Jill wakes up bound and gagged while Miles walls her up alive in the cellar. He also took her keys and emptied her hotel room, making it seem that she left the village. Meanwhile, Gorley, having survived the car accident, goes with Wilson and his superior, Inspector Flynn, over to Miles' house and insists on searching it for signs of the cat and Jill. Finding nothing, they are about to leave when they hear a cry from the cat. At the cellar, they notice the newly bricked-up wall and batter it down, finding a barely alive Jill and the dead cat, which Miles accidentally incarcerated there. As Jill is pulled out, Miles mumbles to Gorley that the cat has won and that he has fallen victim to his own evil misdeeds.

==Cast==
- Patrick Magee as Prof. Robert Miles
- Mimsy Farmer as Jill Trevers
- David Warbeck as Inspector Gorley
- Al Cliver as Sgt. Wilson
- Dagmar Lassander as Lillian Grayson
- Bruno Corazzari as Ferguson
- Geoffrey Copleston as Inspector Flynn
- Daniela Doria as Maureen Grayson (as Daniela Dorio)

==Production==
The film's original shooting title was Il gatto di Park Lane. It was shot on location in the villages of West Wycombe, Chalfont St Giles and Hambleden, Buckinghamshire, and at film studios in Rome. Filming took place between 11 August and 28 September 1980.

== Release ==
The Black Cat was distributed theatrically in Italy by Italian International Film on April 4, 1981. It was released theatrically in the United States in February 1984.

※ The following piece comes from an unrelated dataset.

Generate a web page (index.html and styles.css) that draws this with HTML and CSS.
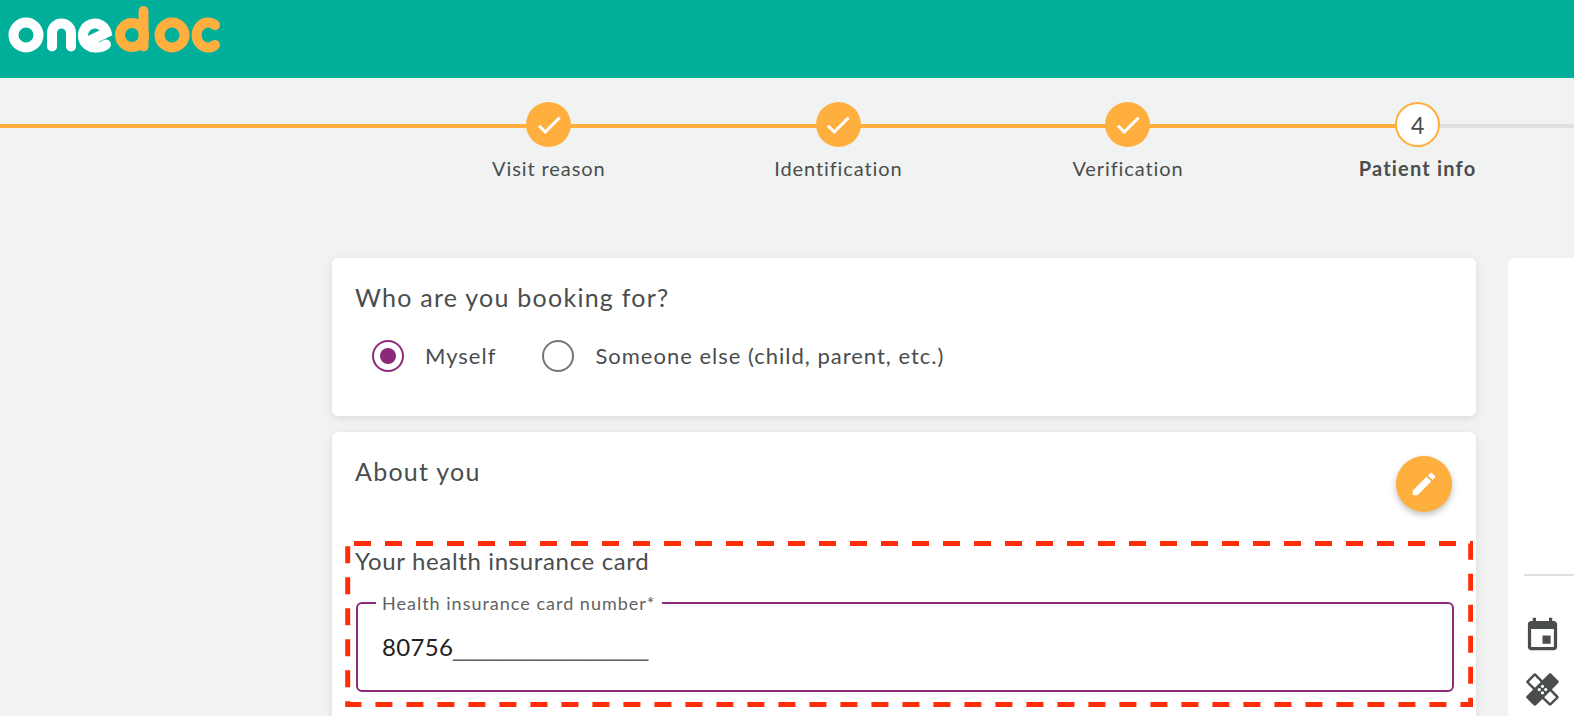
FILE: index.html
```html
<!DOCTYPE html>
<html lang="en">
<head>
<meta charset="utf-8">
<title>OneDoc</title>
<link rel="stylesheet" href="styles.css">
</head>
<body>
<header class="topbar">
  <svg class="logo" viewBox="0 0 228 60" role="img" aria-label="onedoc">
    <g class="logo-white">
      <circle cx="26" cy="35" r="12.5"/>
      <path d="M52 46.5V33a9.5 9.5 0 0 1 19 0v13.500"/>
      <path d="M89 41L106.500 32.500A12 12 0 1 0 96.500 47.500C100 47.500 103.500 46.500 106 44.500"/>
    </g>
    <g class="logo-orange">
      <circle cx="132" cy="35" r="12"/>
      <path d="M143.500 11V46.500"/>
      <circle cx="172" cy="35" r="12.500"/>
      <path d="M215 25A11.500 12.500 0 1 0 215 45"/>
    </g>
  </svg>
</header>

<nav class="stepper">
  <div class="step">
    <span class="dot dot-done"><svg class="check" viewBox="0 0 24 24"><path d="M9 16.170L4.830 12l-1.420 1.410L9 19 21 7l-1.410-1.410z"/></svg></span>
    <span class="step-label">Visit reason</span>
  </div>
  <div class="step">
    <span class="dot dot-done"><svg class="check" viewBox="0 0 24 24"><path d="M9 16.170L4.830 12l-1.420 1.410L9 19 21 7l-1.410-1.410z"/></svg></span>
    <span class="step-label">Identification</span>
  </div>
  <div class="step">
    <span class="dot dot-done"><svg class="check" viewBox="0 0 24 24"><path d="M9 16.170L4.830 12l-1.420 1.410L9 19 21 7l-1.410-1.410z"/></svg></span>
    <span class="step-label">Verification</span>
  </div>
  <div class="step">
    <span class="dot dot-active">4</span>
    <span class="step-label step-label-active">Patient info</span>
  </div>
</nav>

<main class="layout">
  <div class="column">
    <section class="card card-booking">
      <h2 class="card-title">Who are you booking for?</h2>
      <div class="radios">
        <label class="radio">
          <span class="radio-ring radio-ring-on"><span class="radio-fill"></span></span>
          <span>Myself</span>
        </label>
        <label class="radio">
          <span class="radio-ring"></span>
          <span>Someone else (child, parent, etc.)</span>
        </label>
      </div>
    </section>

    <section class="card card-about">
      <div class="about-head">
        <h2 class="card-title">About you</h2>
        <button class="fab" type="button" aria-label="Edit">
          <svg class="fab-icon" viewBox="0 0 24 24"><path d="M3 17.250V21h3.750L17.810 9.940l-3.750-3.750L3 17.250zM20.710 7.040c.39-.39.39-1.020 0-1.410l-2.340-2.340c-.39-.39-1.020-.39-1.410 0l-1.830 1.830 3.750 3.750 1.830-1.830z"/></svg>
        </button>
      </div>
      <h3 class="sub-title">Your health insurance card</h3>
      <fieldset class="field">
        <legend class="field-legend">Health insurance card number*</legend>
        <div class="field-value">80756<span class="field-mask">_______________</span></div>
      </fieldset>
      <svg class="highlight" viewBox="0 0 1128 166"><path d="M2.700 2.500H1125.700V163.500H2.700Z"/></svg>
    </section>
  </div>

  <aside class="side">
    <hr class="side-rule">
    <svg class="side-icon" viewBox="0 0 24 24"><path d="M17 12h-5v5h5v-5zM16 1v2H8V1H6v2H5c-1.110 0-1.990.9-1.990 2L3 19c0 1.100.89 2 2 2h14c1.100 0 2-.9 2-2V5c0-1.100-.9-2-2-2h-1V1h-2zm3 18H5V8h14v11z"/></svg>
    <svg class="side-icon side-icon-last" viewBox="0 0 24 24"><path d="M17.730 12.020l3.980-3.980c.39-.39.39-1.020 0-1.410l-4.340-4.340c-.39-.39-1.020-.39-1.410 0l-3.980 3.980L8 2.290C7.800 2.100 7.550 2 7.290 2c-.25 0-.51.1-.7.29L2.250 6.630c-.39.39-.39 1.020 0 1.410l3.980 3.980L2.250 16c-.39.39-.39 1.020 0 1.410l4.340 4.340c.39.39 1.020.39 1.410 0l3.980-3.980 3.980 3.980c.2.2.45.29.71.29.26 0 .51-.1.71-.29l4.340-4.340c.39-.39.39-1.020 0-1.410l-3.980-3.980zM12 9c.55 0 1 .45 1 1s-.45 1-1 1-1-.45-1-1 .45-1 1-1zm-4.710 1.960L3.660 7.340l3.630-3.630 3.620 3.620-3.620 3.630zM10 13c-.55 0-1-.45-1-1s.45-1 1-1 1 .45 1 1-.45 1-1 1zm2 2c-.55 0-1-.45-1-1s.45-1 1-1 1 .45 1 1-.45 1-1 1zm2-4c.55 0 1 .45 1 1s-.45 1-1 1-1-.45-1-1 .45-1 1-1zm2.660 9.340l-3.630-3.620 3.630-3.630 3.620 3.620-3.620 3.630z"/></svg>
  </aside>
</main>
</body>
</html>
```

FILE: styles.css
```css
* { box-sizing: border-box; }

html, body {
  margin: 0;
  height: 716px;
  overflow: hidden;
}

body {
  background: #f1f3f2;
  color: #4a4d4e;
  font-family: "Lato", "Liberation Sans", sans-serif;
}

.topbar {
  height: 78px;
  background: #00af9a;
}

.logo {
  display: block;
  width: 228px;
  height: 60px;
}

.logo g {
  fill: none;
  stroke-width: 10;
  stroke-linecap: round;
}

.logo-white { stroke: #fff; }
.logo-orange { stroke: #ffaf3d; }

.stepper {
  display: flex;
  height: 180px;
  padding: 24px 0 0 404px;
  background:
    linear-gradient(#ffaf3d, #ffaf3d) no-repeat 0 46px / 1417px 4px,
    linear-gradient(#e0e0e0, #e0e0e0) no-repeat 0 46px / 100% 4px;
}

.step {
  display: flex;
  flex: 0 0 289.6px;
  flex-direction: column;
  align-items: center;
  min-width: 0;
}

.dot {
  display: flex;
  width: 45px;
  height: 45px;
  align-items: center;
  justify-content: center;
  border-radius: 50%;
}

.dot-done { background: #ffaf3d; }

.dot-active {
  border: 2px solid #ffaf3d;
  background: #fff;
  font-size: 23px;
}

.check {
  width: 30px;
  height: 30px;
  fill: #fff;
  stroke: #fff;
  stroke-width: .5;
}

.step-label {
  margin-top: 9px;
  font-size: 20px;
  line-height: 24px;
  letter-spacing: .9px;
  white-space: nowrap;
}

.step-label-active {
  font-weight: 700;
  letter-spacing: 1.2px;
}

.layout {
  display: flex;
  gap: 32px;
  padding-left: 332px;
}

.column {
  display: flex;
  flex: 0 0 1144px;
  flex-direction: column;
  gap: 16px;
}

.card {
  position: relative;
  border-radius: 6px;
  background: #fff;
  box-shadow: 0 2px 8px rgba(0, 0, 0, .1);
}

.card-booking {
  height: 158px;
  padding: 24px 23px 0;
}

.card-about {
  height: 284px;
  padding: 24px 23px 0;
  border-radius: 6px 6px 0 0;
}

.card-title {
  margin: 0;
  font-size: 25px;
  font-weight: 400;
  line-height: 30px;
  letter-spacing: 1.25px;
}

.radios {
  display: flex;
  gap: 46px;
  padding: 28px 0 0 17px;
}

.radio {
  display: flex;
  align-items: center;
  gap: 21px;
  font-size: 22px;
  line-height: 32px;
  letter-spacing: 1px;
}

.radio-ring {
  display: flex;
  width: 32px;
  height: 32px;
  align-items: center;
  justify-content: center;
  border: 2px solid #757575;
  border-radius: 50%;
}

.radio-ring-on { border-color: #8b2a7a; }

.radio-fill {
  width: 16px;
  height: 16px;
  border-radius: 50%;
  background: #8b2a7a;
}

.about-head {
  display: flex;
  justify-content: space-between;
  align-items: flex-start;
  height: 90px;
}

.fab {
  display: flex;
  width: 56px;
  height: 56px;
  align-items: center;
  justify-content: center;
  margin-right: 1px;
  padding: 0;
  border: 0;
  border-radius: 50%;
  background: #ffaf3d;
  box-shadow: 0 3px 6px rgba(0, 0, 0, .25);
}

.fab-icon {
  width: 30px;
  height: 30px;
  fill: #fff;
}

.sub-title {
  margin: 0;
  font-size: 24px;
  font-weight: 400;
  line-height: 30px;
  letter-spacing: .65px;
}

.field {
  height: 99px;
  margin: 17px -1px 0 1px;
  padding: 0 0 0 18px;
  border: 2px solid #8b2a7a;
  border-radius: 6px;
}

.field-legend {
  padding: 0 6px;
  color: #5f6263;
  font-size: 18px;
  line-height: 20px;
  letter-spacing: 1px;
}

.field-value {
  margin: 19px 0 0 6px;
  color: #212121;
  font-size: 24px;
  line-height: 30px;
  letter-spacing: .3px;
}

.field-mask {
  color: #5f6263;
  font-family: "Liberation Sans", sans-serif;
  font-size: 23.4px;
  letter-spacing: 0;
}

.highlight {
  position: absolute;
  left: 13px;
  top: 109px;
  width: 1128px;
  height: 166px;
  fill: none;
  stroke: #ff2d08;
  stroke-width: 5;
  stroke-dasharray: 17 14;
  stroke-dashoffset: 24.7;
}

.side {
  display: flex;
  flex: 1;
  min-width: 0;
  flex-direction: column;
  height: 458px;
  padding: 316px 0 0 16px;
  border-radius: 6px 0 0 0;
  background: #fff;
}

.side-rule {
  width: 100%;
  height: 2px;
  margin: 0 0 40px;
  border: 0;
  background: #e0e0e0;
}

.side-icon {
  display: block;
  flex: none;
  width: 39px;
  height: 39px;
  margin: 0 0 15px -1px;
  fill: #4a4d4e;
}

.side-icon-last { margin-bottom: 0; }
```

The film has been released on DVD in America by Anchor Bay Entertainment on May 29, 2001 and Blue Underground and in the UK by Salvation Films and Shameless Screen Entertainment.

== Reception ==
Allmovie wrote, "As usual, [Fulci] conjures up a spooky atmosphere with effortless skill – a scene with Patrick Magee wandering through a fog-shrouded graveyard at night is truly creepy – but the film's meandering script makes it sputter when it should be building in intensity. Thus, The Black Cat never rises above being an exercise in style".